By Team Law | New Jersey Social Host Liability Lawyers
June is graduation party season in New Jersey. Families across the state are planning backyard barbecues, restaurant gatherings, pool parties, and celebrations for high school and college graduates. However, if alcohol is served and a guest leaves drunk, one dangerous decision can turn a happy milestone into a serious legal problem. That is why social host liability in NJ matters for anyone hosting a graduation party this summer.
New Jersey does not automatically blame every host when a guest drinks and causes a DUI accident. Still, the law can hold a private host responsible in specific situations. If a host knowingly provides alcohol to someone who is visibly intoxicated, and that person later causes harm while driving, the host’s choices before the crash may come under close review.
If you have questions after a graduation party, alcohol-related incident, or DUI accident in New Jersey, call Team Law or use the online contact form to discuss what happened and learn what steps may come next.
Social Host Liability In NJ: Why Can Graduation Parties Create Legal Risk?
Graduation parties often bring together guests of different ages, friend groups, neighbors, relatives, classmates, and coworkers. Some guests may be under 21. Others may arrive after drinking somewhere else. In many cases, people come and go throughout the day or evening, which can make alcohol harder to monitor.
That setting can create real risk for hosts. A graduation party may feel casual, but New Jersey law still expects hosts to act reasonably when alcohol becomes a danger. If a guest appears visibly intoxicated and the host continues providing alcohol, the situation can become much more serious.
Social host liability in NJ focuses on private hosts, not bars or restaurants. A host may be a parent, homeowner, tenant, family member, friend, or party organizer who provides alcohol in a private setting. The law does not require the host to sell alcohol. Making alcohol available at a private party may be enough to raise questions if a guest becomes visibly intoxicated and later causes a crash.
Because graduation parties often involve celebration, emotion, and large groups, hosts should think about alcohol safety before the first guest arrives. Planning ahead can protect guests, other drivers, pedestrians, and the host.
New Jersey Graduation Party Hosts: When Can A Host Be Held Responsible?

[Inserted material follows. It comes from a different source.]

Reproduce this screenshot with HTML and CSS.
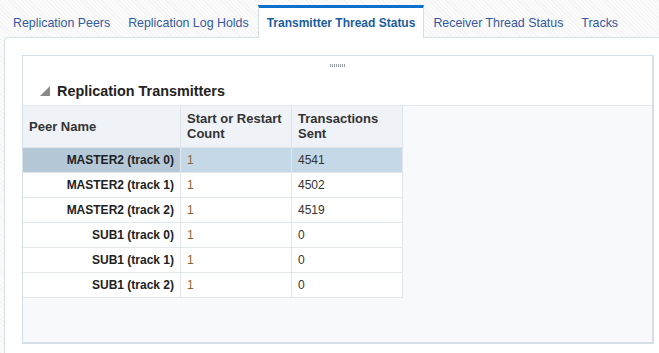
FILE: index.html
```html
<!DOCTYPE html>
<html>
<head>
<meta charset="utf-8">
<link rel="stylesheet" href="styles.css">
</head>
<body>
<div class="page">
  <div class="tabs">
    <div class="tab">Replication Peers</div>
    <div class="tab">Replication Log Holds</div>
    <div class="tab active">Transmitter Thread Status</div>
    <div class="tab">Receiver Thread Status</div>
    <div class="tab">Tracks</div>
  </div>
  <div class="panel">
    <div class="box">
      <div class="box-head">
        <div class="grip"></div>
        <div class="title-row">
          <svg class="disclose" width="10" height="10" viewBox="0 0 10 10"><polygon points="10,0 10,10 0,10" fill="#8a8a8a"/></svg>
          <span class="title">Replication Transmitters</span>
        </div>
      </div>
      <div class="table-area">
        <table class="grid">
          <thead>
            <tr>
              <th class="c1">Peer Name</th>
              <th class="c2">Start or Restart<br>Count</th>
              <th class="c3">Transactions<br>Sent</th>
            </tr>
          </thead>
          <tbody>
            <tr class="sel"><td class="c1">MASTER2 (track 0)</td><td class="c2 num1">1</td><td class="c3">4541</td></tr>
            <tr><td class="c1">MASTER2 (track 1)</td><td class="c2 num1">1</td><td class="c3">4502</td></tr>
            <tr><td class="c1">MASTER2 (track 2)</td><td class="c2 num1">1</td><td class="c3">4519</td></tr>
            <tr><td class="c1">SUB1 (track 0)</td><td class="c2 num1">1</td><td class="c3">0</td></tr>
            <tr><td class="c1">SUB1 (track 1)</td><td class="c2 num1">1</td><td class="c3">0</td></tr>
            <tr><td class="c1">SUB1 (track 2)</td><td class="c2 num1">1</td><td class="c3">0</td></tr>
          </tbody>
        </table>
      </div>
    </div>
  </div>
</div>
</body>
</html>
```
FILE: styles.css
```css
html, body {
  margin: 0;
  padding: 0;
}
body {
  width: 659px;
  height: 353px;
  overflow: hidden;
  font-family: "Liberation Sans", Arial, sans-serif;
  background: repeating-linear-gradient(45deg, #f4f4f4 0 1px, #fbfbfb 1px 3px);
}
.page {
  display: flex;
  flex-direction: column;
  height: 353px;
}
.tabs {
  display: flex;
  align-items: flex-end;
  height: 37px;
  padding-left: 4px;
  box-sizing: border-box;
}
.tab {
  padding: 0 9px;
  height: 32px;
  line-height: 37px;
  font-size: 12.4px;
  color: #34599f;
  box-sizing: border-box;
  white-space: nowrap;
}
.tab.active {
  background: #fff;
  border-top: 3px solid #0a72cc;
  border-left: 1px solid #d6dfe6;
  border-right: 1px solid #d6dfe6;
  padding: 0 8px;
  line-height: 31px;
  font-weight: bold;
  font-size: 12px;
  color: #1b5c9c;
  margin-bottom: -1px;
  height: 33px;
  position: relative;
  z-index: 1;
}
.panel {
  flex: 1;
  background: #fff;
  border-top: 1px solid #d6dfe6;
  border-left: 1px solid #d6dfe6;
  border-top-left-radius: 4px;
  margin-left: 4px;
  padding: 17px 5px 9px 17px;
  display: flex;
  flex-direction: column;
}
.box {
  flex: 1;
  display: flex;
  flex-direction: column;
  border: 1px solid #d6dfe6;
  border-right-width: 2px;
  border-bottom-width: 2px;
  border-left-width: 1px;
}
.box-head {
  height: 49px;
  background: #fff;
  border-bottom: 1px solid #e3e9ee;
  display: flex;
  flex-direction: column;
}
.grip {
  align-self: center;
  margin-top: 8px;
  width: 15px;
  height: 3px;
  background: repeating-linear-gradient(90deg, #9ba3ab 0 1px, transparent 1px 2px);
}
.title-row {
  display: flex;
  align-items: center;
  gap: 7px;
  margin-top: 16px;
  padding-left: 17px;
  height: 16px;
}
.disclose {
  display: block;
}
.title {
  font-size: 14.4px;
  font-weight: bold;
  color: #222;
}
.table-area {
  flex: 1;
  background: #f7f9fc;
}
.grid {
  border-collapse: collapse;
  font-size: 12px;
  color: #333;
}
.grid th {
  background: #eff2f6;
  text-align: left;
  font-weight: bold;
  font-size: 13px;
  height: 41px;
  padding: 0 6px;
  line-height: 15px;
  border-right: 1px solid #dde3e9;
  border-bottom: 1px solid #dde3e9;
  box-sizing: border-box;
}
.grid td {
  background: #fff;
  height: 24px;
  padding: 0 6px;
  border-right: 1px solid #e2e7ec;
  border-bottom: 1px solid #e2e7ec;
}
.grid .c1 { width: 145px; }
.grid .c2 { width: 98px; }
.grid .c3 { width: 98px; }
.grid td.c1 {
  text-align: right;
  font-weight: bold;
  color: #222;
}
.grid td.num1 {
  color: #8c6428;
}
.grid tr.sel td {
  background: #c5d8e7;
}
.grid tr.sel td.c1 {
  background: #b5c8d8;
}
```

A host is not responsible just because someone drinks alcohol at a party. New Jersey law requires more specific facts. Generally, the focus is whether the host willfully and knowingly provided alcohol to a visibly intoxicated person, whether that created an unreasonable risk of foreseeable harm, and whether the guest later caused harm while driving.
That means several questions may matter:
- Alcohol service: Did the host provide alcohol to the guest
- Visible intoxication: Did the guest show clear signs of impairment
- Host knowledge: Did the host know the guest appeared drunk
- Foreseeable risk: Did the guest plan to drive or have access to a car
- Reasonable action: Did the host try to stop the guest from driving
- DUI accident: Did the guest cause harm through negligent vehicle operation
These questions help separate ordinary hosting from conduct that may create liability. For example, if a guest at a graduation party in Edison slurs their speech, stumbles through the driveway, talks about driving home, and still receives more alcohol, those facts may create serious legal concerns.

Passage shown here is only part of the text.